Legion chooses to be character-driven rather than action-driven, and by making the mental state of its protagonist so visible and malleable, it means that the setting and excitement arise from his character itself. The show has a singular focus in its eight episodes that is rarely seen on TV and an original take that drives everything. It’s hard to say whether the premise will still feel as novel or innovative in a second season, but for now it’s a breath of fresh air that all the extraneous boring elements (i.e. slow pacing, unconnected sub-plots or repetitive fighting) are stripped away.
If there’s one flaw I’d level at the show, it’s that it can come across as a bit cold – the emotional relationships aren’t as familiar or involving as they could be, but that’s a hazard of the quirks of the story-telling style. The one exception to this is Jemaine Clement’s tragicomic Oliver Bird, trapped and losing his mind in a mysterious nether-space. The Loudermilks, or even David and Syd, never quite resonate in the same way.
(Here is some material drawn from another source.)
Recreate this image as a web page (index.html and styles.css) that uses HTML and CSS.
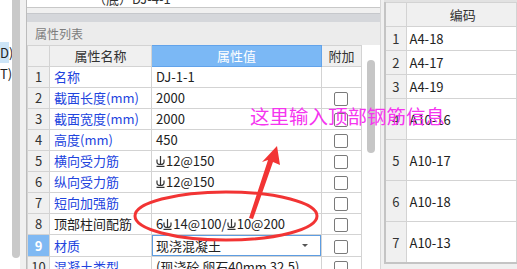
FILE: index.html
```html
<!DOCTYPE html>
<html lang="zh-CN">
<head>
    <meta charset="UTF-8">
    <title>属性列表</title>
    <link rel="stylesheet" href="styles.css">
</head>
<body>
    <div class="tree">
        <div class="tree-list">
            <div class="tree-item sel">D)</div>
            <div class="tree-item">T)</div>
        </div>
        <div class="tree-scroll"></div>
    </div>
    <div class="gap"></div>
    <div class="props">
        <div class="top-box"><span>（底）DJ-4-1</span></div>
        <div class="spacer"></div>
        <div class="strip"></div>
        <div class="title">属性列表</div>
        <div class="grid-wrap">
            <table class="grid">
                <colgroup>
                    <col class="c-num"><col class="c-name"><col class="c-val"><col class="c-add">
                </colgroup>
                <tr class="head">
                    <th></th><th>属性名称</th><th class="active">属性值</th><th>附加</th>
                </tr>
                <tr><td class="num">1</td><td class="name">名称</td><td>DJ-1-1</td><td></td></tr>
                <tr><td class="num">2</td><td class="name">截面长度(mm)</td><td>2000</td><td><span class="chk"></span></td></tr>
                <tr><td class="num">3</td><td class="name">截面宽度(mm)</td><td>2000</td><td><span class="chk"></span></td></tr>
                <tr><td class="num">4</td><td class="name">高度(mm)</td><td>450</td><td><span class="chk"></span></td></tr>
                <tr><td class="num">5</td><td class="name">横向受力筋</td><td><svg class="bar" viewBox="0 0 9 11"><path d="M4.5 0V8M1 3.5V6A3.5 2.5 0 0 0 8 6V3.5M0.5 10.4H8.5"/></svg>12@150</td><td><span class="chk"></span></td></tr>
                <tr><td class="num">6</td><td class="name">纵向受力筋</td><td><svg class="bar" viewBox="0 0 9 11"><path d="M4.5 0V8M1 3.5V6A3.5 2.5 0 0 0 8 6V3.5M0.5 10.4H8.5"/></svg>12@150</td><td><span class="chk"></span></td></tr>
                <tr><td class="num">7</td><td class="name">短向加强筋</td><td></td><td><span class="chk"></span></td></tr>
                <tr><td class="num">8</td><td class="name plain">顶部柱间配筋</td><td>6<svg class="bar" viewBox="0 0 9 11"><path d="M4.5 0V8M1 3.5V6A3.5 2.5 0 0 0 8 6V3.5M0.5 10.4H8.5"/></svg>14@100/<svg class="bar" viewBox="0 0 9 11"><path d="M4.5 0V8M1 3.5V6A3.5 2.5 0 0 0 8 6V3.5M0.5 10.4H8.5"/></svg>10@200</td><td><span class="chk"></span></td></tr>
                <tr><td class="num cur">9</td><td class="name">材质</td><td class="edit"><div class="select">现浇混凝土<span class="caret"></span></div></td><td><span class="chk"></span></td></tr>
                <tr><td class="num">10</td><td class="name">混凝土类型</td><td>(现浇砼 卵石40mm 32.5)</td><td><span class="chk"></span></td></tr>
            </table>
            <div class="vscroll"><div class="thumb"></div></div>
        </div>
    </div>
    <div class="gap2"></div>
    <div class="codes">
        <div class="codes-top"></div>
        <table class="code-grid">
            <colgroup><col class="c-num2"><col></colgroup>
            <tr class="head"><th></th><th>编码</th></tr>
            <tr class="short"><td class="num">1</td><td>A4-18</td></tr>
            <tr class="short"><td class="num">2</td><td>A4-17</td></tr>
            <tr class="short"><td class="num">3</td><td>A4-19</td></tr>
            <tr class="tall"><td class="num">4</td><td>A10-16</td></tr>
            <tr class="tall"><td class="num">5</td><td>A10-17</td></tr>
            <tr class="tall"><td class="num">6</td><td>A10-18</td></tr>
            <tr class="tall"><td class="num">7</td><td>A10-13</td></tr>
        </table>
    </div>

    <svg class="marks" viewBox="0 0 517 269">
        <ellipse cx="226" cy="216" rx="91" ry="24" fill="none" stroke="#f23434" stroke-width="3"/>
        <polygon points="277,146 262,162 268,160 249,218 253,219 273,162 280,165" fill="#f23434"/>
    </svg>
    <span class="note">这里输入顶部钢筋信息</span>
</body>
</html>
```

FILE: styles.css
```css
body {
    margin: 0;
    width: 517px;
    height: 269px;
    overflow: hidden;
    display: flex;
    position: relative;
    background: #f0f0f0;
    font-family: "Noto Sans CJK SC", "DejaVu Sans", sans-serif;
    font-size: 13px;
    color: #222;
}
.tree {
    width: 20px;
    display: flex;
    background: #fff;
}
.tree-list {
    width: 12px;
    overflow: hidden;
    padding-top: 42px;
}
.tree-item {
    height: 21px;
    line-height: 21px;
    white-space: nowrap;
    width: 9px;
}
.tree-item.sel {
    background: #cde5f7;
}
.tree-scroll {
    width: 8px;
    height: 258px;
    background: #c9c9c9;
    border-radius: 0 0 4px 4px;
}
.gap {
    width: 6px;
    background: #f0f0f0;
    border-right: 1px solid #bcbcbc;
}
.props {
    width: 354px;
    display: flex;
    flex-direction: column;
    background: #fff;
    overflow: hidden;
}
.props > div {
    flex-shrink: 0;
}
.top-box {
    height: 7px;
    border-bottom: 1px solid #c8c8c8;
    overflow: hidden;
    background: #fff;
}
.top-box span {
    display: block;
    margin: -9px 0 0 66px;
    line-height: 16px;
    color: #333;
}
.spacer {
    height: 5px;
    background: #f0f0f0;
}
.strip {
    height: 8px;
    background: #d5d7db;
    border-top: 1px solid #c6c8cc;
}
.title {
    height: 23px;
    line-height: 23px;
    padding-left: 8px;
    background: #ececec;
    color: #7c7c7c;
    font-size: 12px;
}
.grid-wrap {
    display: flex;
}
.grid {
    width: 335px;
    border-collapse: collapse;
    table-layout: fixed;
}
.c-num { width: 22px; }
.c-name { width: 102px; }
.c-val { width: 170px; }
.c-add { width: 40px; }
.grid th, .grid td {
    height: 20px;
    padding: 0 0 0 4px;
    border: 1px solid #d3d3d3;
    white-space: nowrap;
    overflow: hidden;
    font-weight: normal;
    line-height: 20px;
}
.grid th {
    background: #f0f0f0;
    text-align: center;
    padding: 0;
    color: #333;
}
.grid th.active {
    background: #7bb8f5;
    color: #fff;
    border-color: #62a3ea;
}
.grid td.num {
    background: #f0f0f0;
    text-align: center;
    padding: 0;
    color: #333;
}
.grid td.num.cur {
    background: #80b9f3;
    color: #fff;
    font-weight: bold;
}
.name {
    color: #2143de;
}
.name.plain {
    color: #222;
}
.grid td:last-child {
    text-align: center;
    padding: 0;
}
.chk {
    display: inline-block;
    width: 12px;
    height: 12px;
    border: 1px solid #7a7a7a;
    border-radius: 2px;
    vertical-align: middle;
    background: #fff;
}
.bar {
    width: 9px;
    height: 11px;
    margin-right: 1px;
    fill: none;
    stroke: #333;
    stroke-width: 1.2;
    vertical-align: -1px;
}
.grid td.edit {
    padding: 0;
}
.select {
    position: relative;
    height: 19px;
    line-height: 19px;
    border: 1px solid #5d9de2;
    padding-left: 3px;
}
.caret {
    position: absolute;
    right: 12px;
    top: 8px;
    border-left: 3px solid transparent;
    border-right: 3px solid transparent;
    border-top: 3px solid #555;
}
.vscroll {
    width: 18px;
    background: #fff;
    padding-top: 15px;
}
.thumb {
    width: 8px;
    height: 93px;
    margin-left: 5px;
    border-radius: 4px;
    background: #c6c6c6;
}
.gap2 {
    width: 3px;
    background: #f0f0f0;
    border-left: 1px solid #d8d8d8;
}
.codes {
    flex: 1;
    display: flex;
    flex-direction: column;
}
.codes-top {
    height: 2px;
    background: #e2e2e2;
}
.code-grid {
    width: 133px;
    border-collapse: collapse;
    table-layout: fixed;
    border-left: 2px solid #c4c4c4;
    border-bottom: 2px solid #c4c4c4;
    background: #fff;
}
.c-num2 { width: 21px; }
.code-grid th, .code-grid td {
    border: 1px solid #d3d3d3;
    padding: 0 0 0 3px;
    font-weight: normal;
    white-space: nowrap;
}
.code-grid th {
    height: 23px;
    background: #f0f0f0;
    color: #333;
    text-align: center;
}
.code-grid td.num {
    background: #f0f0f0;
    text-align: center;
    padding: 0;
    color: #333;
}
.code-grid tr.short td { height: 23px; }
.code-grid tr.tall td { height: 40px; }
.marks {
    position: absolute;
    left: 0;
    top: 0;
    width: 517px;
    height: 269px;
    pointer-events: none;
}
.note {
    position: absolute;
    left: 250px;
    top: 104px;
    font-size: 19.5px;
    line-height: 24px;
    color: #f535ef;
    white-space: nowrap;
}
```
Legion is still absolutely a superhero show but it chooses to defy all the tropes that have been holding other lesser shows back by having faith in the simplicity of its concept, and in its ability to tell that simple story in a wacky unexpected way. Make no mistake – Legion is weird, challenging and off-beat in all the same ways as Fargo was, but this time around there’s a simple supernatural tale at its centre. And that’s why it works.
This is one strange, creatively-structured, and clever journey that is well worth taking.